This is the second part of a series of articles regarding Kubernetes backups. You can find the first part about Velero tool here.
Why Backup Kubernetes?
In the previous part I provided a brief overview of the backup & restore tool for Kubernetes called Velero. Now, I would like to talk, why backup your cluster at all?
What makes a cluster?
A typical production cluster has a three-layer structure. There are Kubernetes components themselves. There are plugins that ease your operations e.g. ingress controllers, admission webhooks, etc. I will refer to them as “core plugins” from now on. At the end of the day, there are applications - actual workloads that make your company’s money.
Those layers are usually managed separately and have a different lifecycle. For example, you can use a managed Kubernetes cluster, then install core plugins with Helmfile, and manage your production services using Argo stack. The lifecycle is different for each layer in this scheme. Kubernetes has a few major releases each year with occasional patches. Core plugins may have releases each month or so. Finally, you may release your end-user applications daily or even a few times a day. It means that the procedures for core components and your apps are different, even if you use the same toolset.
Let’s Talk About Automation First
We have figured out that each layer has its own lifecycle, but there is one more thing to talk about before we switch to backups - automation.
Automation is a crucial part of any modern infrastructure. From good old configuration management to modern cloud CDKs, the industry was always striving to automate as many routines as possible. Phrases like “A good sysadmin has nothing to do”, - or “To automate yourself out from your job”, - didn’t appear out of the blue.
Also, each cluster layer may have a different degree of automation. Of course, it’s cool, when you can re-create a whole stack with a single command. Unfortunately, I observed very few such configurations in practice. Usually, there is an automated CI/CD process for end-user applications and semi-automated core plugins. Core plugins may use the same delivery tools, but a manual testing process. Cluster rollouts are either handed over to a vendor or presented as a list of documented steps.

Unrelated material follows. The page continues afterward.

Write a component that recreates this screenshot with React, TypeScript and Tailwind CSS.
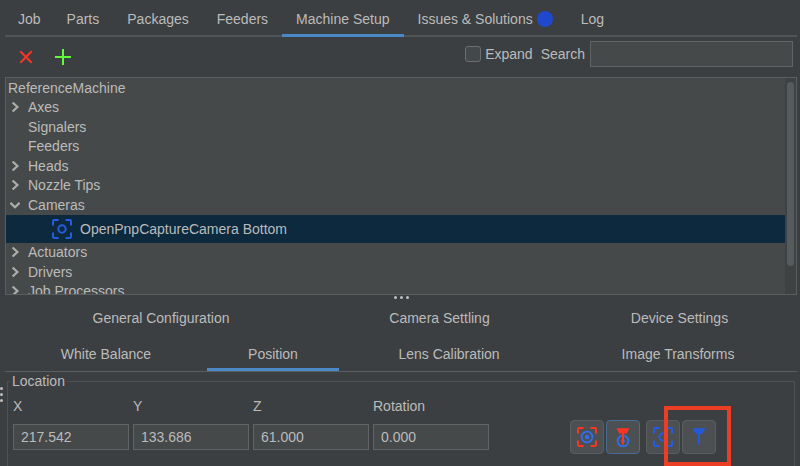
import type { ReactNode } from "react";
import clsx from "clsx";

type Branch = { name: string; state: "root" | "closed" | "open" | "leaf" | "camera" };

const tree: Branch[] = [
  { name: "ReferenceMachine", state: "root" },
  { name: "Axes", state: "closed" },
  { name: "Signalers", state: "leaf" },
  { name: "Feeders", state: "leaf" },
  { name: "Heads", state: "closed" },
  { name: "Nozzle Tips", state: "closed" },
  { name: "Cameras", state: "open" },
  { name: "OpenPnpCaptureCamera Bottom", state: "camera" },
  { name: "Actuators", state: "closed" },
  { name: "Drivers", state: "closed" },
  { name: "Job Processors", state: "closed" },
];

const mainTabs = ["Job", "Parts", "Packages", "Feeders", "Machine Setup", "Issues & Solutions", "Log"];

const fields = [
  { label: "X", value: "217.542" },
  { label: "Y", value: "133.686" },
  { label: "Z", value: "61.000" },
  { label: "Rotation", value: "0.000" },
];

function Brackets({ color }: { color: string }) {
  return (
    <path
      d="M1 6.5V2.2Q1 1 2.2 1H6.5M13.5 1H17.8Q19 1 19 2.2V6.5M19 13.5V17.8Q19 19 17.8 19H13.5M6.5 19H2.2Q1 19 1 17.8V13.5"
      fill="none"
      stroke={color}
      strokeWidth="2"
    />
  );
}

function CameraIcon() {
  return (
    <svg width="20" height="20" viewBox="0 0 20 20" aria-hidden="true">
      <Brackets color="#255ce2" />
      <circle cx="10" cy="10" r="3.7" fill="none" stroke="#255ce2" strokeWidth="2" />
    </svg>
  );
}

function CaptureCameraIcon() {
  return (
    <svg width="20" height="20" viewBox="0 0 20 20" aria-hidden="true">
      <Brackets color="#fb3424" />
      <circle cx="10" cy="10" r="5.4" fill="none" stroke="#2f6ff2" strokeWidth="1.7" />
      <circle cx="10" cy="10" r="2.2" fill="#2f6ff2" />
    </svg>
  );
}

function CaptureToolIcon() {
  return (
    <svg width="20" height="20" viewBox="0 0 20 20" aria-hidden="true">
      <circle cx="10" cy="14" r="5.4" fill="none" stroke="#2f6ff2" strokeWidth="1.7" />
      <circle cx="10" cy="14" r="2" fill="#2f6ff2" />
      <path d="M3.5 1.2H16.5L13.6 6.6H6.4Z" fill="#fb3424" />
      <path d="M10 6V17.5" stroke="#fb3424" strokeWidth="2" />
    </svg>
  );
}

function ToolIcon() {
  return (
    <svg width="20" height="20" viewBox="0 0 20 20" aria-hidden="true">
      <path d="M3.4 1.2H16.6L13.4 6.8H6.6Z" fill="#2459dc" />
      <path d="M10 6V17.4" stroke="#2459dc" strokeWidth="2" />
    </svg>
  );
}

function Chevron({ open }: { open: boolean }) {
  return (
    <svg width="10" height="10" viewBox="0 0 10 10" fill="none" stroke="#adadad" strokeWidth="2.2" aria-hidden="true">
      <path d={open ? "M0.4 2.8L5 7.2L9.6 2.8" : "M2.6 0.5L7.4 5L2.6 9.5"} />
    </svg>
  );
}

function Tab({ children, active, className }: { children: ReactNode; active?: boolean; className?: string }) {
  return (
    <button
      type="button"
      role="tab"
      aria-selected={!!active}
      className={clsx(
        "flex items-center justify-center gap-1 whitespace-nowrap border-b-3 pt-[3px]",
        active ? "border-[#4a88c7]" : "border-transparent",
        className,
      )}
    >
      {children}
    </button>
  );
}

function Dots({ vertical }: { vertical?: boolean }) {
  return (
    <span className={clsx("flex gap-[3px]", vertical && "flex-col")}>
      <i className="size-[3px] rounded-full bg-[#c0c0c0]" />
      <i className="size-[3px] rounded-full bg-[#c0c0c0]" />
      <i className="size-[3px] rounded-full bg-[#c0c0c0]" />
    </span>
  );
}

function IconButton({ label, active, children }: { label: string; active?: boolean; children: ReactNode }) {
  return (
    <button
      type="button"
      aria-label={label}
      className={clsx(
        "flex size-[34px] items-center justify-center rounded border bg-[#4c5052]",
        active ? "border-[#466d94]" : "border-[#5a5d5e]",
      )}
    >
      {children}
    </button>
  );
}

export default function App() {
  return (
    <div className="flex h-screen min-h-[466px] overflow-hidden bg-[#3c3f41] font-['Liberation_Sans',Arial,sans-serif] text-[14px] leading-[18px] text-[#bbbbbb]">
      <div className="flex w-[5px] shrink-0 flex-col pt-[387px]">
        <Dots vertical />
      </div>
      <main className="flex min-w-0 flex-1 flex-col pr-[3px]">
        <div role="tablist" className="flex h-[37px] shrink-0 bg-[linear-gradient(#515455,#515455)] bg-[length:100%_2px] bg-bottom bg-no-repeat">
          {mainTabs.map((name) => (
            <Tab key={name} active={name === "Machine Setup"} className="px-[14px] first:pl-[13px] first:pr-3">
              {name}
              {name === "Issues & Solutions" && <span className="size-4 rounded-full bg-[#1f48cd]" />}
            </Tab>
          ))}
        </div>

        <div className="flex h-10 shrink-0 items-center pl-[13px] pr-1">
          <button type="button" aria-label="Delete" className="flex size-4 items-center justify-center">
            <svg width="16" height="16" viewBox="0 0 16 16" stroke="#fb3424" strokeWidth="2">
              <path d="M2.3 2.3L13.7 13.7M13.7 2.3L2.3 13.7" />
            </svg>
          </button>
          <button type="button" aria-label="Add" className="ml-[21px] flex size-4 items-center justify-center">
            <svg width="16" height="16" viewBox="0 0 16 16" stroke="#62f83c" strokeWidth="2">
              <path d="M0 8H16M8 0V16" />
            </svg>
          </button>
          <div className="mb-[7px] ml-auto flex items-center">
            <label className="flex items-center gap-1">
              <input type="checkbox" className="size-4 appearance-none rounded-[3px] border border-[#6b6d6e] bg-[#43494a]" />
              Expand
            </label>
            <label htmlFor="search" className="ml-2">
              Search
            </label>
            <input id="search" type="text" className="ml-[5px] h-[26px] w-[203px] border border-[#616465] bg-[#45494a] px-2 outline-none" />
          </div>
        </div>

        <div className="flex h-[218px] shrink-0 overflow-hidden border border-[#5b5e5f] bg-[#464949]">
          <ul role="tree" className="grid h-[223px] flex-1 grid-rows-[repeat(7,1fr)_28px_repeat(3,1fr)]">
            {tree.map(({ name, state }) => (
              <li
                key={name}
                role="treeitem"
                aria-selected={state === "camera"}
                className={clsx(
                  "flex items-center",
                  state === "root" && "pl-[2px]",
                  state === "leaf" && "pl-[22px]",
                  (state === "closed" || state === "open") && "gap-2 pl-1",
                  state === "camera" && "gap-2 bg-[#0d293e] pl-[46px]",
                )}
              >
                {(state === "closed" || state === "open") && <Chevron open={state === "open"} />}
                {state === "camera" && <CameraIcon />}
                {name}
              </li>
            ))}
          </ul>
          <div className="w-[11px] bg-[#3e4243] px-[2px] pt-1">
            <div className="h-[184px] rounded-full bg-[#565b5e]" />
          </div>
        </div>

        <div className="flex h-[5px] shrink-0 items-center justify-center">
          <Dots />
        </div>

        <div role="tablist" className="shrink-0 border-b border-[#5b5e5f]">
          <div className="grid h-9 grid-cols-[312fr_245fr_235fr]">
            <Tab>General Configuration</Tab>
            <Tab>Camera Settling</Tab>
            <Tab>Device Settings</Tab>
          </div>
          <div className="grid h-[35px] grid-cols-[202fr_132fr_220fr_238fr]">
            <Tab>White Balance</Tab>
            <Tab active>Position</Tab>
            <Tab>Lens Calibration</Tab>
            <Tab>Image Transforms</Tab>
          </div>
        </div>

        <fieldset className="mx-[2px] min-w-0 flex-1 border border-b-0 border-[#4f5253] pl-[5px]">
          <legend className="-ml-[3px] px-[2px]">Location</legend>
          <div className="flex items-end gap-1 pt-[7px]">
            {fields.map(({ label, value }) => (
              <label key={label} className="grid gap-[5px]">
                {label}
                <span className="flex h-[34px] items-center">
                  <input
                    type="text"
                    defaultValue={value}
                    className="h-[26px] w-[116px] border border-[#616465] bg-[#45494a] px-[7px] outline-none"
                  />
                </span>
              </label>
            ))}
            <div className="ml-[77px] flex gap-[6px]">
              <div className="flex gap-[2px]">
                <IconButton label="Capture camera coordinates">
                  <CaptureCameraIcon />
                </IconButton>
                <IconButton label="Capture tool coordinates" active>
                  <CaptureToolIcon />
                </IconButton>
              </div>
              <div className="flex gap-[2px]">
                <IconButton label="Position camera">
                  <CameraIcon />
                </IconButton>
                <div className="relative">
                  <IconButton label="Position tool">
                    <ToolIcon />
                  </IconButton>
                  <div className="pointer-events-none absolute -left-[18px] -top-[14px] h-[60px] w-[67px] border-4 border-[#eb3e25]" />
                </div>
              </div>
            </div>
          </div>
        </fieldset>
      </main>
    </div>
  );
}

Also, each layer accommodates different risks to the whole system. It’s less critical to lose a single microservice than have an issue with the ingress controller. At the same time, it’s easier to redeploy an ingress controller, rather than remediate a cluster after an unsuccessful upgrade.
The less automated is a part of the system, the more important a backup for that part would be.
But What About Backups?
Finally, we can talk about backups! First of all, any backup is a snapshot of a state. In regards to a Kubernetes cluster that’s usually a state of ETCD (I’ll leave behind stateful services in this article). From this point of view, there is no difference between core plugins and user workloads. Those are the same Kubernetes abstractions. So, the second and the third layers are kind of combined in a “bare backup”. At the same time, a cluster itself is outside of this scope. And this is usually the least automated part! Thus, investing in cluster automation early on is important. You may end up in a situation when you need to re-create a cluster from scratch. And a backup for cluster workloads won’t help here! Moreover, cluster automation can help to expand into different regions.

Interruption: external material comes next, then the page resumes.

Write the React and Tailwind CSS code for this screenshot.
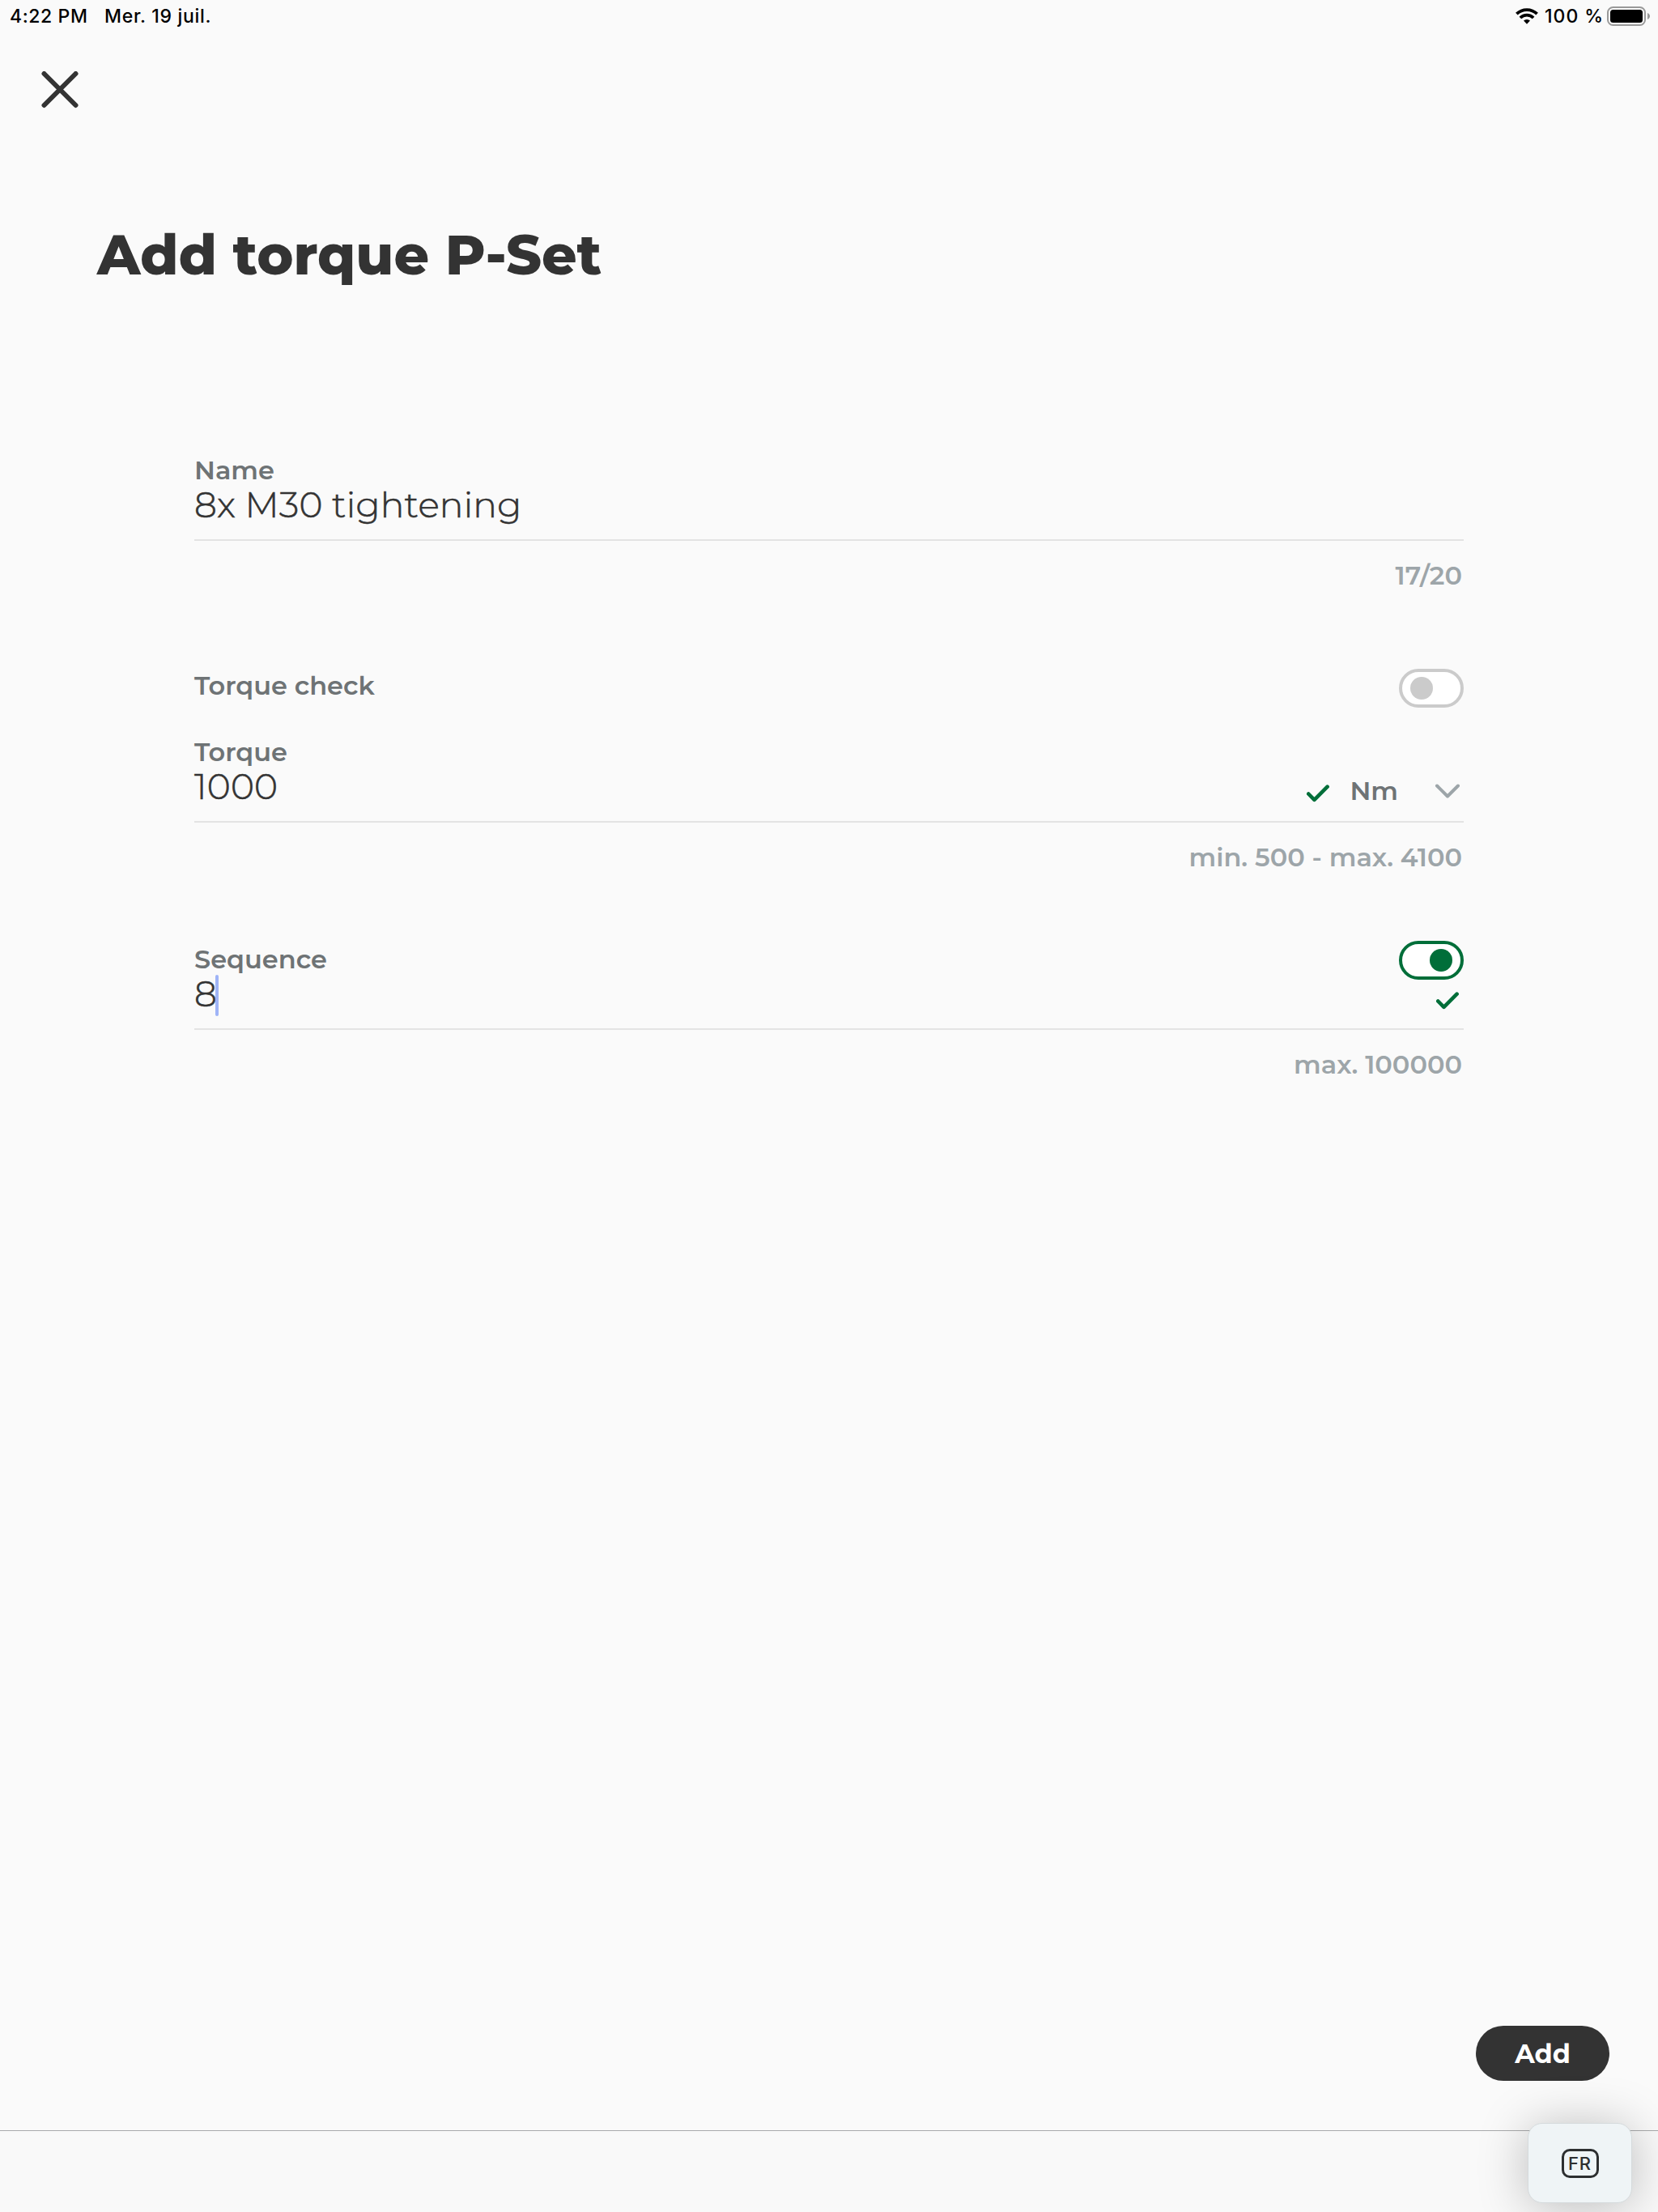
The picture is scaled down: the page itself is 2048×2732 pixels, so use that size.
import { useState } from "react";

function StatusBar() {
  return (
    <div className="flex h-10 items-center justify-between pl-[12px] pr-[10px] text-[23px] leading-10 font-medium text-black">
      <div className="flex">
        <span className="w-[117px] tracking-[0.6px]">4:22 PM</span>
        <span className="tracking-[0.7px]">Mer. 19 juil.</span>
      </div>
      <div className="flex items-center">
        <svg width="28" height="20" viewBox="0 0 28 20" fill="none" stroke="#000" strokeWidth="3.8">
          <path d="M1.4 7.2a18 18 0 0 1 25.2 0" />
          <path d="M5.9 12a11.6 11.6 0 0 1 16.2 0" />
          <path d="M10 15.6a5.8 5.8 0 0 1 8 0L14 19.7z" fill="#000" stroke="none" />
        </svg>
        <span className="ml-[8px] w-[77px] tracking-[1px]">100 %</span>
        <svg width="53" height="24" viewBox="0 0 53 24">
          <rect x="1" y="1" width="46" height="22" rx="6.5" fill="none" stroke="#999" strokeWidth="2" />
          <rect x="4" y="4" width="40" height="16" rx="3.5" fill="#000" />
          <path d="M50 8c4 1.5 4 6.500 0 8z" fill="#999" />
        </svg>
      </div>
    </div>
  );
}

function Toggle({ on, onClick }) {
  return (
    <button
      className={`flex h-12 w-20 items-center rounded-full border-4 bg-white px-[10px] ${
        on ? "justify-end border-[#006e39]" : "justify-start border-[#cbcbcb]"
      }`}
      onClick={onClick}
    >
      <span className={`size-7 rounded-full ${on ? "bg-[#006e39]" : "bg-[#cbcbcb]"}`} />
    </button>
  );
}

function Check() {
  return (
    <svg width="28" height="22" viewBox="0 0 28 22" fill="none" stroke="#006e39" strokeWidth="4.600" strokeLinecap="round" strokeLinejoin="round">
      <path d="M2.300 11.500L9.500 18.900L25.600 2.600" />
    </svg>
  );
}

// Label and value on the left, whatever controls the field needs on the right
function Field({ label, value, hint, children }) {
  return (
    <div>
      <div className="flex h-[107px] justify-between border-b-2 border-[#e3e3e3]">
        <div>
          <div className="text-[32px] leading-[39px] font-semibold text-[#6e7375]">{label}</div>
          <div className="flex text-[44px] leading-[47px] font-light tracking-[0.2px] text-[#333] [-webkit-text-stroke:0.6px_#333]">
            {value}
          </div>
        </div>
        {children}
      </div>
      <div className="mt-[23px] pr-[2px] text-right text-[32px] leading-10 font-semibold text-[#9da5a9]">{hint}</div>
    </div>
  );
}

export default function App() {
  const [torqueCheck, setTorqueCheck] = useState(false);
  const [sequence, setSequence] = useState(true);

  return (
    <div className="flex h-[2732px] w-[2048px] flex-col overflow-hidden bg-[#fafafa] font-['Montserrat','Inter',sans-serif]">
      <div className="font-['Inter',sans-serif]">
        <StatusBar />
      </div>

      <button className="mt-[48px] ml-[51px] w-[46px]">
        <svg width="46" height="46" viewBox="0 0 46 46" stroke="#333" strokeWidth="6" strokeLinecap="round">
          <path d="M3.500 3L42.500 42M42.500 3L3.500 42" />
        </svg>
      </button>

      <h1 className="mt-[141px] ml-[120px] text-[68px] leading-[80px] font-extrabold text-[#333]">
        Add torque P-Set
      </h1>

      <div className="mx-[240px] mt-[206px] flex-1">
        <Field label="Name" value="8x M30 tightening" hint="17/20" />

        <div className="mt-[95px] flex h-12 justify-between">
          <div className="mt-px text-[32px] leading-10 font-semibold text-[#6e7375]">Torque check</div>
          <Toggle on={torqueCheck} onClick={() => setTorqueCheck(!torqueCheck)} />
        </div>

        <div className="mt-[35px]">
          <Field label="Torque" value="1000" hint="min. 500 - max. 4100">
            <div className="flex items-center self-end pr-[4px] pb-[17px]">
              <div className="pt-[5px]"><Check /></div>
              <span className="ml-[25px] text-[32px] leading-10 font-semibold text-[#6e7375]">Nm</span>
              <svg className="ml-[45px]" width="32" height="20" viewBox="0 0 32 20" fill="none" stroke="#9da5a9" strokeWidth="4" strokeLinecap="round" strokeLinejoin="round">
                <path d="M3 3.500L16 16.500L29 3.500" />
              </svg>
            </div>
          </Field>
        </div>

        <div className="mt-[86px]">
          <Field
            label="Sequence"
            value={<>8<span className="-ml-[2px] h-[51px] w-1 rounded-full bg-[#9fb4f7]" /></>}
            hint="max. 100000"
          >
            <div className="-mt-[3px] flex flex-col items-end">
              <Toggle on={sequence} onClick={() => setSequence(!sequence)} />
              <div className="mt-[15px] mr-[6px]"><Check /></div>
            </div>
          </Field>
        </div>
      </div>

      <button className="mr-[60px] h-[68px] w-[165px] self-end rounded-full bg-[#333] pt-px text-[32px] leading-[67px] font-bold text-white">
        Add
      </button>

      <div className="mt-[61px] flex h-[101px] shrink-0 justify-end border-t border-[#a9aaac] bg-[#f9f9f9] pr-[32px]">
        <div className="-mt-[10px] flex h-[99px] w-[129px] items-center justify-center rounded-[18px] border border-[#d5dadc] bg-[#eff4f6] shadow-[0_4px_60px_rgba(0,0,0,0.25)]">
          <div className="flex h-9 w-[46px] items-center justify-center rounded-[10px] border-3 border-[#2d2f30] font-['Inter',sans-serif] text-[22px] leading-none font-medium tracking-[0.8px] text-[#2d2f30]">
            FR
          </div>
        </div>
      </div>
    </div>
  );
}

It doesn’t matter which type of cluster automation do you have. You can use a vendor’s distribution, a cloud service, or create your automation. All these things work similarly efficiently. Although, they require different times to implement and provide a different degree of flexibility.
Once you have automated cluster rollouts, you can be sure that you have a place to restore your backup, if a cluster-wide disaster occurs.
Deployments and States
Each deployment changes the cluster state. It doesn’t matter if that is a deployment of a core plugin or a business application.
Backup tools keep snapshots of a state. That makes perfect sense when there are no other references of the same state. In other words, no more sources of truth. Here I assume that the actual state from ETCD is lost or corrupted, so you cannot restore it from another cluster. In this case, it’s crucial to have backups in place. But what if there is more than one source of truth?
The biggest problem with backups is that they become inconsistent in some time. Things keep changing, developers deploy new app versions, and so on. Involuntary rollback of a production service is a fair price to pay to speed up recovery. Though, is there anything that promises better consistency of expected and actual states? Well, GitOps does that!
With GitOps you store your state in Git. Then you refer to this declarative configuration to reconcile the cluster. This approach works well with both core plugins and production workloads. GitOps alongside with automated workload backups may result in a kinda “split-brain” situation. There may be new changes in Git, but a new snapshot is not taken yet. If you encounter a problem, would you refer to information from Git or your cluster backup?
This brings us to a logical conclusion: backup only those states that will be lost in case of a disaster.
There’s no reason to have backups for sake of backups. Moreover, backups should be validated from time to time. You need to know that they’re restorable and how to restore them. Keep in mind that Kubernetes backups are not quite the same as good old disk snapshots. You won’t have all your services recovered immediately! You will have your desired state recovered and a scheduler will do its best to fulfill that. So, eventually, your services might be fully recovered. Thus, it makes a little difference which tool populates the state: Argo (for example) or Velero.
Instead of a conclusion, I put a tl;dr that summarizes everything I’ve just said.
- Clusters are like ogres, they have layers. Each layer is likely to have a different lifecycle, be automated to a different degree, and possess different reliability risks to the system as a whole.
- Invest into cluster automation early! It is not just a lifebuoy in case of a disaster but also helps to easier expand to another geographical region.
- Backup only those things, whose state will be lost in case of a disaster. If you have a state elsewhere, like in Git, don’t back up those things at all. Let a GitOps tool figure that out. If you have a mixture of CD tools, backup only those things that are installed imperatively.
- I prefer to invest time and resources into functional GitOps in Kubernetes environments, rather than backups and their validation. This is just my opinion and I’m fully aware that this is way harder than simply install Velero into a cluster.
- Or rather 4.5. It’s perfectly fine to have backups before you have GitOps in your organization. In any case, it’s much better than nothing.
Happy New Year, y’all!